§ INFORMATION SUPPLIED:
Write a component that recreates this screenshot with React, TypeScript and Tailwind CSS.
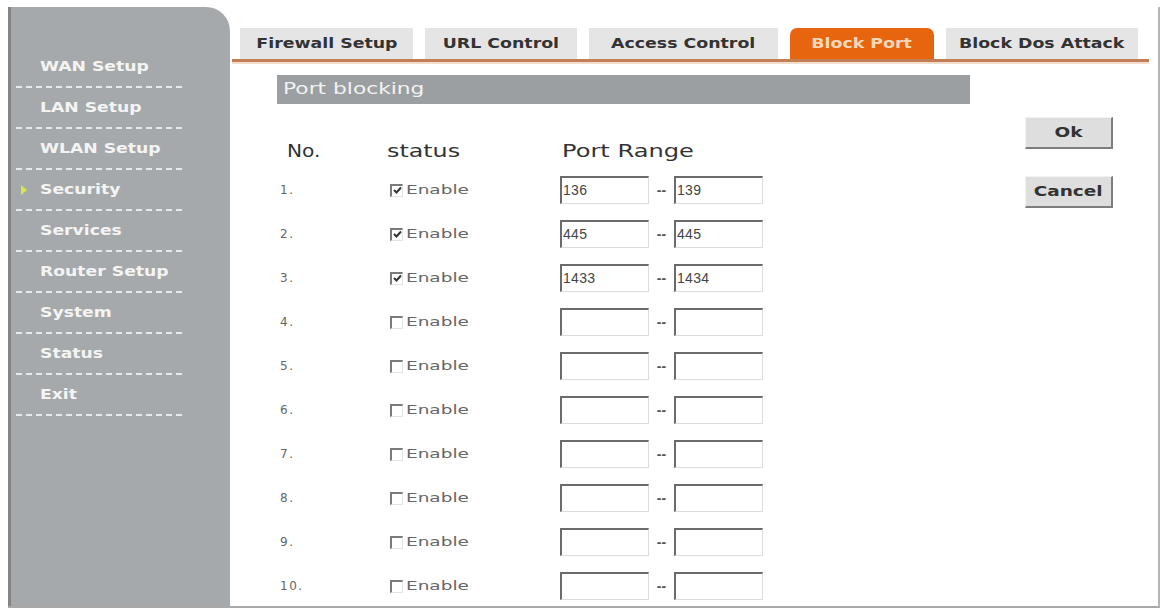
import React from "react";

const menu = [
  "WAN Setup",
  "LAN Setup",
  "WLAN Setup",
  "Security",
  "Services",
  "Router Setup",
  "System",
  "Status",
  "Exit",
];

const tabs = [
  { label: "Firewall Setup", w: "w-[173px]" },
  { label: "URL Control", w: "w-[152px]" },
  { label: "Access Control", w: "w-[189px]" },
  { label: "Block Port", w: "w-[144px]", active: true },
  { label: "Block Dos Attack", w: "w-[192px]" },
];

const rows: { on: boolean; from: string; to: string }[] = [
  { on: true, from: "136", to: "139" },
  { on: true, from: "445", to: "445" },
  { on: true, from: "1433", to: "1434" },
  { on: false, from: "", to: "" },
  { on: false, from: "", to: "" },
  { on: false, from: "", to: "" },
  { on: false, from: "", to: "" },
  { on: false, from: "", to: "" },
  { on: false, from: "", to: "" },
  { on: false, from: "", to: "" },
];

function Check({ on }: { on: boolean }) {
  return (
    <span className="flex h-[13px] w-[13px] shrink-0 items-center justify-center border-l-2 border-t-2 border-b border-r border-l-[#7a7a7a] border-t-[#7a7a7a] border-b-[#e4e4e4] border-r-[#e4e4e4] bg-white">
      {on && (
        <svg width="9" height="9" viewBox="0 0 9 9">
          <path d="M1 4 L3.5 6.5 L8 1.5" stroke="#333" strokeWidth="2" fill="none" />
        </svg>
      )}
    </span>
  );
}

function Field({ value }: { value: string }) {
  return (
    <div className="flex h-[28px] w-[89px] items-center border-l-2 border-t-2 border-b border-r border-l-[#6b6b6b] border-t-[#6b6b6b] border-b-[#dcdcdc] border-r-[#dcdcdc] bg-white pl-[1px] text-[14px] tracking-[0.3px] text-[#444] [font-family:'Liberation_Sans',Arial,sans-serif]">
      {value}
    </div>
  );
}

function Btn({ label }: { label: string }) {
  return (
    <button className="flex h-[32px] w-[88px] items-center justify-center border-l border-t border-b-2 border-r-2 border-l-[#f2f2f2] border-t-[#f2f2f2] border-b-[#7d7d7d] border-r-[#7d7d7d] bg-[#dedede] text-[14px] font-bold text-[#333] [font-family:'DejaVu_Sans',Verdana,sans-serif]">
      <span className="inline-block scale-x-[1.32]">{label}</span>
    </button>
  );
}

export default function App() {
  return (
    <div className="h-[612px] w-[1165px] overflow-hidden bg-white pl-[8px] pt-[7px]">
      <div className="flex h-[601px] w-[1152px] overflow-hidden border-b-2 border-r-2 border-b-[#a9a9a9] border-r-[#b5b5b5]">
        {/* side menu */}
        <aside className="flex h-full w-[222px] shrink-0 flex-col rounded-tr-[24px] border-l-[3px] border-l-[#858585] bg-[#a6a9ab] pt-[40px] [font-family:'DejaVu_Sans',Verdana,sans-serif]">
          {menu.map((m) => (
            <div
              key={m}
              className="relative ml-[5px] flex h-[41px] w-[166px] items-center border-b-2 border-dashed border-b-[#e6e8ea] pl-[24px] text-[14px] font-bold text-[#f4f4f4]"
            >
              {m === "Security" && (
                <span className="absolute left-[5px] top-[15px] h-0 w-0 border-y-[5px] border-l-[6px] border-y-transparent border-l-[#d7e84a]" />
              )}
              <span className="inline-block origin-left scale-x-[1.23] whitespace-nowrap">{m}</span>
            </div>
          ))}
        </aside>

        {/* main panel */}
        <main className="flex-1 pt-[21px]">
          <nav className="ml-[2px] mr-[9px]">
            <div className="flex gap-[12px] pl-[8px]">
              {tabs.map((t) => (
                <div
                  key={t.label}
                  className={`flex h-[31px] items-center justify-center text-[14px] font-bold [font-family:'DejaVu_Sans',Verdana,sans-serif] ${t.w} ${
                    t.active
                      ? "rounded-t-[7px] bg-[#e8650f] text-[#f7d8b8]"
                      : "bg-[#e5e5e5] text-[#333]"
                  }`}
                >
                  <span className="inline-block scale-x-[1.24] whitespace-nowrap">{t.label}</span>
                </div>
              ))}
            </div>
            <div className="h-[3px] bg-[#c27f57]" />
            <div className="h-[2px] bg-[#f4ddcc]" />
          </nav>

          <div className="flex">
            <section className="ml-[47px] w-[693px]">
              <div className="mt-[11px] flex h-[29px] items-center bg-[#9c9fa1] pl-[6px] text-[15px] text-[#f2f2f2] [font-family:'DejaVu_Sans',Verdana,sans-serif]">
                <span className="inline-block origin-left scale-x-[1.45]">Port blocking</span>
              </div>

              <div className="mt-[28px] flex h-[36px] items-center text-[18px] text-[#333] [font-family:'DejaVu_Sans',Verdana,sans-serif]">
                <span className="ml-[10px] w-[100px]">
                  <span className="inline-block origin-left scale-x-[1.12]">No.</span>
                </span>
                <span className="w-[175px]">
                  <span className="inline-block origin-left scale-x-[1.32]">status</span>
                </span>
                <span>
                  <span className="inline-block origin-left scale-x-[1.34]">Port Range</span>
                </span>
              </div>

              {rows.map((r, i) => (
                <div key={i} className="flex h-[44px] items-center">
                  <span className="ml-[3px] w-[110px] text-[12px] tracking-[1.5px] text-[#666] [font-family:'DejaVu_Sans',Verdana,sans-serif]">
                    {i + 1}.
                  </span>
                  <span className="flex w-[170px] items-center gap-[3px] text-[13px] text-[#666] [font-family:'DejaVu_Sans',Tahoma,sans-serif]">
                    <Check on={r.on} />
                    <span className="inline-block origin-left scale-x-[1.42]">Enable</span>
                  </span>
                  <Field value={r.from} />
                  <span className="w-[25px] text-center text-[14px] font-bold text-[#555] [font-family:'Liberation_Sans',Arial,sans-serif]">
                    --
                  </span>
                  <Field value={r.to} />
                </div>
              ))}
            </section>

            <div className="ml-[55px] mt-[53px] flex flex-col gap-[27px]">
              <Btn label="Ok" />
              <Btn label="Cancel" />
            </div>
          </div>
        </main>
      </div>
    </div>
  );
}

§ GIVEN INSTRUCTION: Copy the data character for character, but drop all pictures from the copy.

§ ANSWER TO THE TASK:
Write a component that recreates this screenshot with React, TypeScript and Tailwind CSS.
import React from "react";

const menu = [
  "WAN Setup",
  "LAN Setup",
  "WLAN Setup",
  "Security",
  "Services",
  "Router Setup",
  "System",
  "Status",
  "Exit",
];

const tabs = [
  { label: "Firewall Setup", w: "w-[173px]" },
  { label: "URL Control", w: "w-[152px]" },
  { label: "Access Control", w: "w-[189px]" },
  { label: "Block Port", w: "w-[144px]", active: true },
  { label: "Block Dos Attack", w: "w-[192px]" },
];

const rows: { on: boolean; from: string; to: string }[] = [
  { on: true, from: "136", to: "139" },
  { on: true, from: "445", to: "445" },
  { on: true, from: "1433", to: "1434" },
  { on: false, from: "", to: "" },
  { on: false, from: "", to: "" },
  { on: false, from: "", to: "" },
  { on: false, from: "", to: "" },
  { on: false, from: "", to: "" },
  { on: false, from: "", to: "" },
  { on: false, from: "", to: "" },
];

function Check({ on }: { on: boolean }) {
  return (
    <span className="flex h-[13px] w-[13px] shrink-0 items-center justify-center border-l-2 border-t-2 border-b border-r border-l-[#7a7a7a] border-t-[#7a7a7a] border-b-[#e4e4e4] border-r-[#e4e4e4] bg-white">
      {on && (
        <svg width="9" height="9" viewBox="0 0 9 9">
          <path d="M1 4 L3.5 6.5 L8 1.5" stroke="#333" strokeWidth="2" fill="none" />
        </svg>
      )}
    </span>
  );
}

function Field({ value }: { value: string }) {
  return (
    <div className="flex h-[28px] w-[89px] items-center border-l-2 border-t-2 border-b border-r border-l-[#6b6b6b] border-t-[#6b6b6b] border-b-[#dcdcdc] border-r-[#dcdcdc] bg-white pl-[1px] text-[14px] tracking-[0.3px] text-[#444] [font-family:'Liberation_Sans',Arial,sans-serif]">
      {value}
    </div>
  );
}

function Btn({ label }: { label: string }) {
  return (
    <button className="flex h-[32px] w-[88px] items-center justify-center border-l border-t border-b-2 border-r-2 border-l-[#f2f2f2] border-t-[#f2f2f2] border-b-[#7d7d7d] border-r-[#7d7d7d] bg-[#dedede] text-[14px] font-bold text-[#333] [font-family:'DejaVu_Sans',Verdana,sans-serif]">
      <span className="inline-block scale-x-[1.32]">{label}</span>
    </button>
  );
}

export default function App() {
  return (
    <div className="h-[612px] w-[1165px] overflow-hidden bg-white pl-[8px] pt-[7px]">
      <div className="flex h-[601px] w-[1152px] overflow-hidden border-b-2 border-r-2 border-b-[#a9a9a9] border-r-[#b5b5b5]">
        {/* side menu */}
        <aside className="flex h-full w-[222px] shrink-0 flex-col rounded-tr-[24px] border-l-[3px] border-l-[#858585] bg-[#a6a9ab] pt-[40px] [font-family:'DejaVu_Sans',Verdana,sans-serif]">
          {menu.map((m) => (
            <div
              key={m}
              className="relative ml-[5px] flex h-[41px] w-[166px] items-center border-b-2 border-dashed border-b-[#e6e8ea] pl-[24px] text-[14px] font-bold text-[#f4f4f4]"
            >
              {m === "Security" && (
                <span className="absolute left-[5px] top-[15px] h-0 w-0 border-y-[5px] border-l-[6px] border-y-transparent border-l-[#d7e84a]" />
              )}
              <span className="inline-block origin-left scale-x-[1.23] whitespace-nowrap">{m}</span>
            </div>
          ))}
        </aside>

        {/* main panel */}
        <main className="flex-1 pt-[21px]">
          <nav className="ml-[2px] mr-[9px]">
            <div className="flex gap-[12px] pl-[8px]">
              {tabs.map((t) => (
                <div
                  key={t.label}
                  className={`flex h-[31px] items-center justify-center text-[14px] font-bold [font-family:'DejaVu_Sans',Verdana,sans-serif] ${t.w} ${
                    t.active
                      ? "rounded-t-[7px] bg-[#e8650f] text-[#f7d8b8]"
                      : "bg-[#e5e5e5] text-[#333]"
                  }`}
                >
                  <span className="inline-block scale-x-[1.24] whitespace-nowrap">{t.label}</span>
                </div>
              ))}
            </div>
            <div className="h-[3px] bg-[#c27f57]" />
            <div className="h-[2px] bg-[#f4ddcc]" />
          </nav>

          <div className="flex">
            <section className="ml-[47px] w-[693px]">
              <div className="mt-[11px] flex h-[29px] items-center bg-[#9c9fa1] pl-[6px] text-[15px] text-[#f2f2f2] [font-family:'DejaVu_Sans',Verdana,sans-serif]">
                <span className="inline-block origin-left scale-x-[1.45]">Port blocking</span>
              </div>

              <div className="mt-[28px] flex h-[36px] items-center text-[18px] text-[#333] [font-family:'DejaVu_Sans',Verdana,sans-serif]">
                <span className="ml-[10px] w-[100px]">
                  <span className="inline-block origin-left scale-x-[1.12]">No.</span>
                </span>
                <span className="w-[175px]">
                  <span className="inline-block origin-left scale-x-[1.32]">status</span>
                </span>
                <span>
                  <span className="inline-block origin-left scale-x-[1.34]">Port Range</span>
                </span>
              </div>

              {rows.map((r, i) => (
                <div key={i} className="flex h-[44px] items-center">
                  <span className="ml-[3px] w-[110px] text-[12px] tracking-[1.5px] text-[#666] [font-family:'DejaVu_Sans',Verdana,sans-serif]">
                    {i + 1}.
                  </span>
                  <span className="flex w-[170px] items-center gap-[3px] text-[13px] text-[#666] [font-family:'DejaVu_Sans',Tahoma,sans-serif]">
                    <Check on={r.on} />
                    <span className="inline-block origin-left scale-x-[1.42]">Enable</span>
                  </span>
                  <Field value={r.from} />
                  <span className="w-[25px] text-center text-[14px] font-bold text-[#555] [font-family:'Liberation_Sans',Arial,sans-serif]">
                    --
                  </span>
                  <Field value={r.to} />
                </div>
              ))}
            </section>

            <div className="ml-[55px] mt-[53px] flex flex-col gap-[27px]">
              <Btn label="Ok" />
              <Btn label="Cancel" />
            </div>
          </div>
        </main>
      </div>
    </div>
  );
}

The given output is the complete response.